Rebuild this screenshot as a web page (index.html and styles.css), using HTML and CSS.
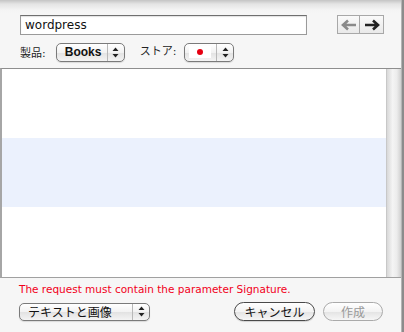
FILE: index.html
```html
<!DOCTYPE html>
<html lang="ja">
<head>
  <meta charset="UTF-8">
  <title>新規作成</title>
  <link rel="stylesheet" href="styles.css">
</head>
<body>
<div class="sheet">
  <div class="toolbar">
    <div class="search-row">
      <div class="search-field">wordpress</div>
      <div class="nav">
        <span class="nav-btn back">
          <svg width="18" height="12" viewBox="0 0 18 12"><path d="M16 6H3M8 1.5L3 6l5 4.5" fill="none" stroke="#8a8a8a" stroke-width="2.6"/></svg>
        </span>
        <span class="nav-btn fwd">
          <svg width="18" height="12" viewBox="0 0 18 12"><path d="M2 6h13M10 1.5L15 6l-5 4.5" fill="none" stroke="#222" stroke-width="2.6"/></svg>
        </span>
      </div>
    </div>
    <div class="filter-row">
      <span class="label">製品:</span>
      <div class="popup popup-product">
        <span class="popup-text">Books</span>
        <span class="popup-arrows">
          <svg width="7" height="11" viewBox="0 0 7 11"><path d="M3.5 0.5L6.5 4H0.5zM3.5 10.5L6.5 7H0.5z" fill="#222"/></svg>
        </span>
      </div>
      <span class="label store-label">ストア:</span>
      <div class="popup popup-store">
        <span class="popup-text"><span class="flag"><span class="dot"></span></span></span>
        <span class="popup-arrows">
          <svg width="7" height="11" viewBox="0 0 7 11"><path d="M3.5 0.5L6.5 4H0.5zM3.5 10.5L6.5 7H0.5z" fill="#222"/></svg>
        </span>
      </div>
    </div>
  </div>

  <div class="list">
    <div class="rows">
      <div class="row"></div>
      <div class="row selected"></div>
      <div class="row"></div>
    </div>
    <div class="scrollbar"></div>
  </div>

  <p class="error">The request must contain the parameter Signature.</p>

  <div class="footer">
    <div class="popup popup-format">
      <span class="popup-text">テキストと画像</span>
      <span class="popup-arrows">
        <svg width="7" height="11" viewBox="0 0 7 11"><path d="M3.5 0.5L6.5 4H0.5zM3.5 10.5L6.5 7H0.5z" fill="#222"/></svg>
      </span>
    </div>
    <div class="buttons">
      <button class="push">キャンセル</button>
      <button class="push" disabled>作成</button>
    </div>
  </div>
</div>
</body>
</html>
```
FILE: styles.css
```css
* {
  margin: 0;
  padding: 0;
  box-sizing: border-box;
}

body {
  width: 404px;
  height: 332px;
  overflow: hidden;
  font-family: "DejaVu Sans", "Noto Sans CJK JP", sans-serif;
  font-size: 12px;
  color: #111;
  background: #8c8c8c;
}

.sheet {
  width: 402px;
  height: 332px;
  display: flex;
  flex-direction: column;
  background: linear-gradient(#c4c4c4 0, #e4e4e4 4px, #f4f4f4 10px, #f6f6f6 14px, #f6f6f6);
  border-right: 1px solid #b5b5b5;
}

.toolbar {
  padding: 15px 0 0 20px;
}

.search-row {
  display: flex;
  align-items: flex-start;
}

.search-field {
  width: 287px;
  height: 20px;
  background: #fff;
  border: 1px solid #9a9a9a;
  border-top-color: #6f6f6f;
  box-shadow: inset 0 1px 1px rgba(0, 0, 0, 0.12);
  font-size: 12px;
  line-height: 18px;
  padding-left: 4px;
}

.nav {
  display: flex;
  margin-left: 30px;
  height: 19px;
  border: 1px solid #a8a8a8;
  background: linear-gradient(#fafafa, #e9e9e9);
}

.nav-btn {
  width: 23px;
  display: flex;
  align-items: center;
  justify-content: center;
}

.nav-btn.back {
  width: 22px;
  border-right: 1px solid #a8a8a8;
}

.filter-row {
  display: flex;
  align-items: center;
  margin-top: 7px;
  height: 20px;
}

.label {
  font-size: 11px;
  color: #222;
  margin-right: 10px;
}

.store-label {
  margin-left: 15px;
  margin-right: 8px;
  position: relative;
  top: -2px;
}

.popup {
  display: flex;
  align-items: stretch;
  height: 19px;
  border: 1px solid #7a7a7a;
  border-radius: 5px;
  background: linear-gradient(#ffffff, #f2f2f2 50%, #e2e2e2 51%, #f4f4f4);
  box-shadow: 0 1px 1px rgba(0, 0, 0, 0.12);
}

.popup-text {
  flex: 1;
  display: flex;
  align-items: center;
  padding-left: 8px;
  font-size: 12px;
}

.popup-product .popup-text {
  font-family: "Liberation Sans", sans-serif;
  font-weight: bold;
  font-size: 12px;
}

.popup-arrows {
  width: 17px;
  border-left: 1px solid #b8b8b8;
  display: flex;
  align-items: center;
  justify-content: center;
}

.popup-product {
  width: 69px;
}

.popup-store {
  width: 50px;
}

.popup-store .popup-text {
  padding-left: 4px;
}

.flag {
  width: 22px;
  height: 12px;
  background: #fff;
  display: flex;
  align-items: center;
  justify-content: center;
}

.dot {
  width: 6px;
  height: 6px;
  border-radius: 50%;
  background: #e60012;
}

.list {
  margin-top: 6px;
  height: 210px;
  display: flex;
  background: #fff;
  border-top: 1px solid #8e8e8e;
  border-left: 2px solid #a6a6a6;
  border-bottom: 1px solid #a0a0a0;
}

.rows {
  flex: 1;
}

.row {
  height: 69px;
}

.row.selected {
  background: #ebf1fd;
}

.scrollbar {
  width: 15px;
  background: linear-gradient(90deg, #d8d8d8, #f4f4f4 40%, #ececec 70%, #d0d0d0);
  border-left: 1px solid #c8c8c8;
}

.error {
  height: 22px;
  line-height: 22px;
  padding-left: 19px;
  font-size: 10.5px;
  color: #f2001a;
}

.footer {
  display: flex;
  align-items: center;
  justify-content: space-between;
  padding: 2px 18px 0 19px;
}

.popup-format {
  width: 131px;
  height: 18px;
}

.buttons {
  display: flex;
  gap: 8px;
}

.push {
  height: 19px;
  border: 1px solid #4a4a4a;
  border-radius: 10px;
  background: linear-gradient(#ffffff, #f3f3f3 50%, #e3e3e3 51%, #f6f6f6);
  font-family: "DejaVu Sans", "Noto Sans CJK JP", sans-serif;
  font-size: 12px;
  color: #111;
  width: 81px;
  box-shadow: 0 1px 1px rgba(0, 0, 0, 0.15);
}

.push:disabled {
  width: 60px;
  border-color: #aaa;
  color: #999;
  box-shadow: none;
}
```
::::::
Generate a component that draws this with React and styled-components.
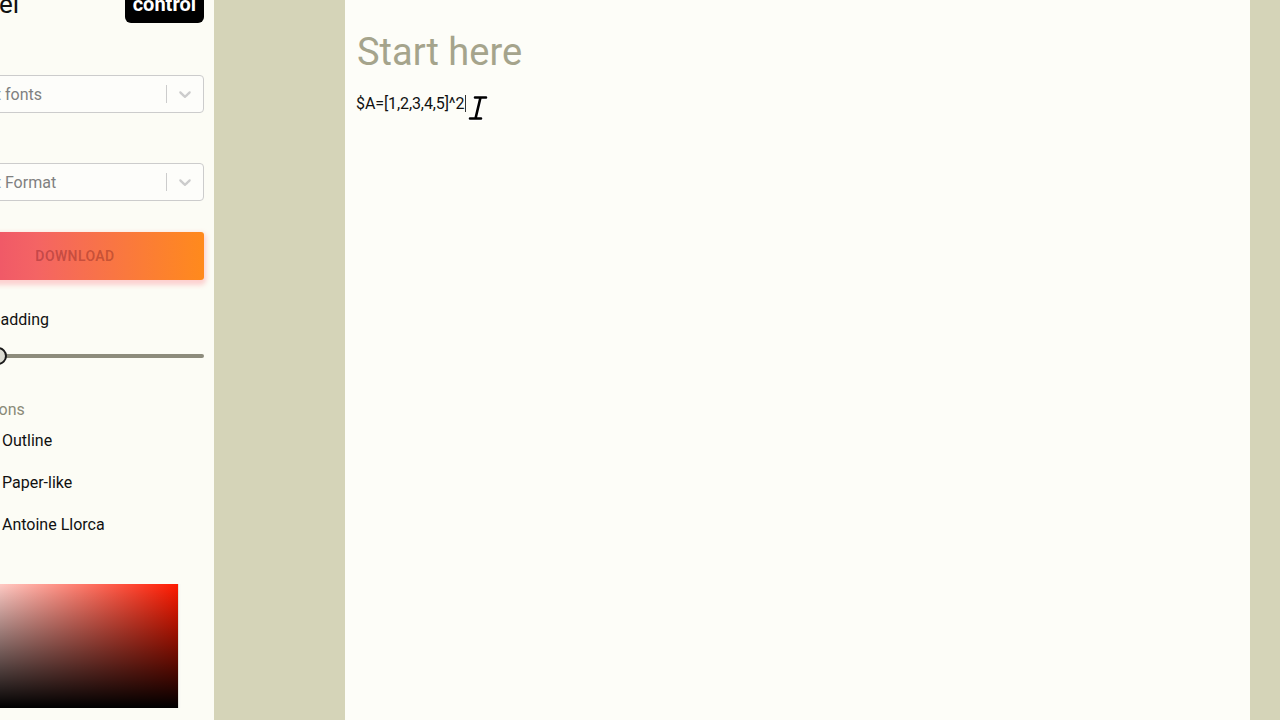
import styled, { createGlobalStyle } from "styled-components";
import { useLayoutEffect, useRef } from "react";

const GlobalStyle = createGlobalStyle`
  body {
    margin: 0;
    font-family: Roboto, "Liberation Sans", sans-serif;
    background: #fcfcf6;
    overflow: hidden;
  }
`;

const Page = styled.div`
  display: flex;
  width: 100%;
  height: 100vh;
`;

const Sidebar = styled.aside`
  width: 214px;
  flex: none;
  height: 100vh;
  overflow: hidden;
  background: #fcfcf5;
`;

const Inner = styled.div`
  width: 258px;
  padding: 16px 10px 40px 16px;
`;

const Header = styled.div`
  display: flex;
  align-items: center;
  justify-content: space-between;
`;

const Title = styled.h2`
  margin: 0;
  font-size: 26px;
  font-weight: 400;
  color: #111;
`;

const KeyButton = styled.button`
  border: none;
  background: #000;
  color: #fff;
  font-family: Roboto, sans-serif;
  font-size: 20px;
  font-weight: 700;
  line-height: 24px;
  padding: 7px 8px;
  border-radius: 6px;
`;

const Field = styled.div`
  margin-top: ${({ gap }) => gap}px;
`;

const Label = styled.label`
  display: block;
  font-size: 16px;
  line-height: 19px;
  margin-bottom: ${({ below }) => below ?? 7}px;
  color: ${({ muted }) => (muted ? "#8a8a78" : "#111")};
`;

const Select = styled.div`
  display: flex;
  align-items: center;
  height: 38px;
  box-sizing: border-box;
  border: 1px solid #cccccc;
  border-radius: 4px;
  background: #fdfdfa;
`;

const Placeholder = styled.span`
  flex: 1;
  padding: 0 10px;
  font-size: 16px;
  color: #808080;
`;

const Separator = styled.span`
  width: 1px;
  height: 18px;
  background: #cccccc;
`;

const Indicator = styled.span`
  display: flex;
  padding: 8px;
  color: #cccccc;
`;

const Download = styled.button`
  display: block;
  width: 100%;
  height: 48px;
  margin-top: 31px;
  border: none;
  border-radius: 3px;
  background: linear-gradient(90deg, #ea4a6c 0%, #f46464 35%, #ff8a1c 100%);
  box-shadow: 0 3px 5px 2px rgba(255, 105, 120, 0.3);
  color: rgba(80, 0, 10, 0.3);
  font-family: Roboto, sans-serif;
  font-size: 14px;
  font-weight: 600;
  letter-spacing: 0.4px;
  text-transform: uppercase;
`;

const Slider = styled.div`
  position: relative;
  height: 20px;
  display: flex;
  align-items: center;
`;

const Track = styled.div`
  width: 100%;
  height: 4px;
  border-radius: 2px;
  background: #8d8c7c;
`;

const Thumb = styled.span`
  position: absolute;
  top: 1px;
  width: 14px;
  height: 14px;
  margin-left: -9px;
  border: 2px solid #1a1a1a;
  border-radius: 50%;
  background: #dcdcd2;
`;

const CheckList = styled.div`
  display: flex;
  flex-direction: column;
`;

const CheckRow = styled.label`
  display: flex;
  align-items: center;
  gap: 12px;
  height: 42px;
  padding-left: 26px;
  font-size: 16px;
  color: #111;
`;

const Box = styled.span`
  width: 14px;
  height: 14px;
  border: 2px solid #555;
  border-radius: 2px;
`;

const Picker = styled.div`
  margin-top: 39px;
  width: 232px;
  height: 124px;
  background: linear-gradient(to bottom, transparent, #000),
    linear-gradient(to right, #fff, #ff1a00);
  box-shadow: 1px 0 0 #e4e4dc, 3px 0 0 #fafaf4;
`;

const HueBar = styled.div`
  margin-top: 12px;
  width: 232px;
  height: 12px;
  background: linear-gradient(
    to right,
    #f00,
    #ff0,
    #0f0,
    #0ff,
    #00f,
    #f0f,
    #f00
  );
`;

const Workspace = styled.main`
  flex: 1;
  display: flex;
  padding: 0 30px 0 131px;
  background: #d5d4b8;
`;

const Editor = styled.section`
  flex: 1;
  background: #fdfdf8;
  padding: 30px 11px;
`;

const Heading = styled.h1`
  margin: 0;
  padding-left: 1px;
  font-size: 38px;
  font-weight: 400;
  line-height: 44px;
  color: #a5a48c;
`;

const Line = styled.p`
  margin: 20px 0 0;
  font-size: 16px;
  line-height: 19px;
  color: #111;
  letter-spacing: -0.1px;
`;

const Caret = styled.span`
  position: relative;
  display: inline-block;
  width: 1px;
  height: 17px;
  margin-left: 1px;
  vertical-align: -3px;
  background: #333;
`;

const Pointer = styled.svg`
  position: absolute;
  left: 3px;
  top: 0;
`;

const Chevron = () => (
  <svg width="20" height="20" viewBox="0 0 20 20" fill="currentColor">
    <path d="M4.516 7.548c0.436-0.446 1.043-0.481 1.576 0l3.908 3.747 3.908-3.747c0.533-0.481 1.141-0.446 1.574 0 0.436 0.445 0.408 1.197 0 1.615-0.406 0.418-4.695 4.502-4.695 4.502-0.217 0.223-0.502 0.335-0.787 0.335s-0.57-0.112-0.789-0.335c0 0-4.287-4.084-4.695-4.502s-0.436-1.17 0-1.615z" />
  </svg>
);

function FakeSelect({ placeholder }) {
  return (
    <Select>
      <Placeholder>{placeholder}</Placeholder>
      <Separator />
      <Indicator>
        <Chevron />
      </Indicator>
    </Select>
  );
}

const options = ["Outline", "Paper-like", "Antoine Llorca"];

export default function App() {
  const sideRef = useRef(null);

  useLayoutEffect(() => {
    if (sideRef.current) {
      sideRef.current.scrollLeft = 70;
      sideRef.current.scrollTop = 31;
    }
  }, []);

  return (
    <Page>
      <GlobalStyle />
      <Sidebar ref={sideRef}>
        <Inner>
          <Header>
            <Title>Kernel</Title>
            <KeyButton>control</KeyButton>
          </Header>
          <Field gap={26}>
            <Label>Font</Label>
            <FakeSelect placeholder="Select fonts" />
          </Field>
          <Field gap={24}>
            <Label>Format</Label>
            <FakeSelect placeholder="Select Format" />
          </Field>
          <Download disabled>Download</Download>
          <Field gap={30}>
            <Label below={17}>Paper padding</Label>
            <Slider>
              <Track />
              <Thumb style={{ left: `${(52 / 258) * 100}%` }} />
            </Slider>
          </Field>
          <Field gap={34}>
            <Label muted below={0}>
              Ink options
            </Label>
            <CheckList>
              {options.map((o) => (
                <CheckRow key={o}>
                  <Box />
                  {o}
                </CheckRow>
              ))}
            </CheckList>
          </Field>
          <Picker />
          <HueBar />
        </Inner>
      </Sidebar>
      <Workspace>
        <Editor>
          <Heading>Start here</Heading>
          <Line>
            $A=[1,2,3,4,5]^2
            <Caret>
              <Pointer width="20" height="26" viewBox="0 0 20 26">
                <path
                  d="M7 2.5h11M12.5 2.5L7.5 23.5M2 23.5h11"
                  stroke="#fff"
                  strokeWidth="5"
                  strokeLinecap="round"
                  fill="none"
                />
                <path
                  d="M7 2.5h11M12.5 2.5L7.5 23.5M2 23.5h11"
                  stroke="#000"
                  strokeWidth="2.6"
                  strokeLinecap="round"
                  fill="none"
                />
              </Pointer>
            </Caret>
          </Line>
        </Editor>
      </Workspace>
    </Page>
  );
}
::::::
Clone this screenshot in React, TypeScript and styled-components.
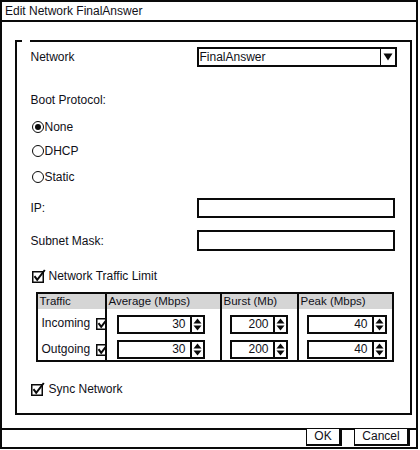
::::::
**REQUIRED TASK:** Find each line with the string "screenshot" and copy it out.

**TASK ANSWER:**
Rebuild this screenshot as a web page (index.html and styles.css), using HTML and CSS.
Clone this screenshot in React, TypeScript and styled-components.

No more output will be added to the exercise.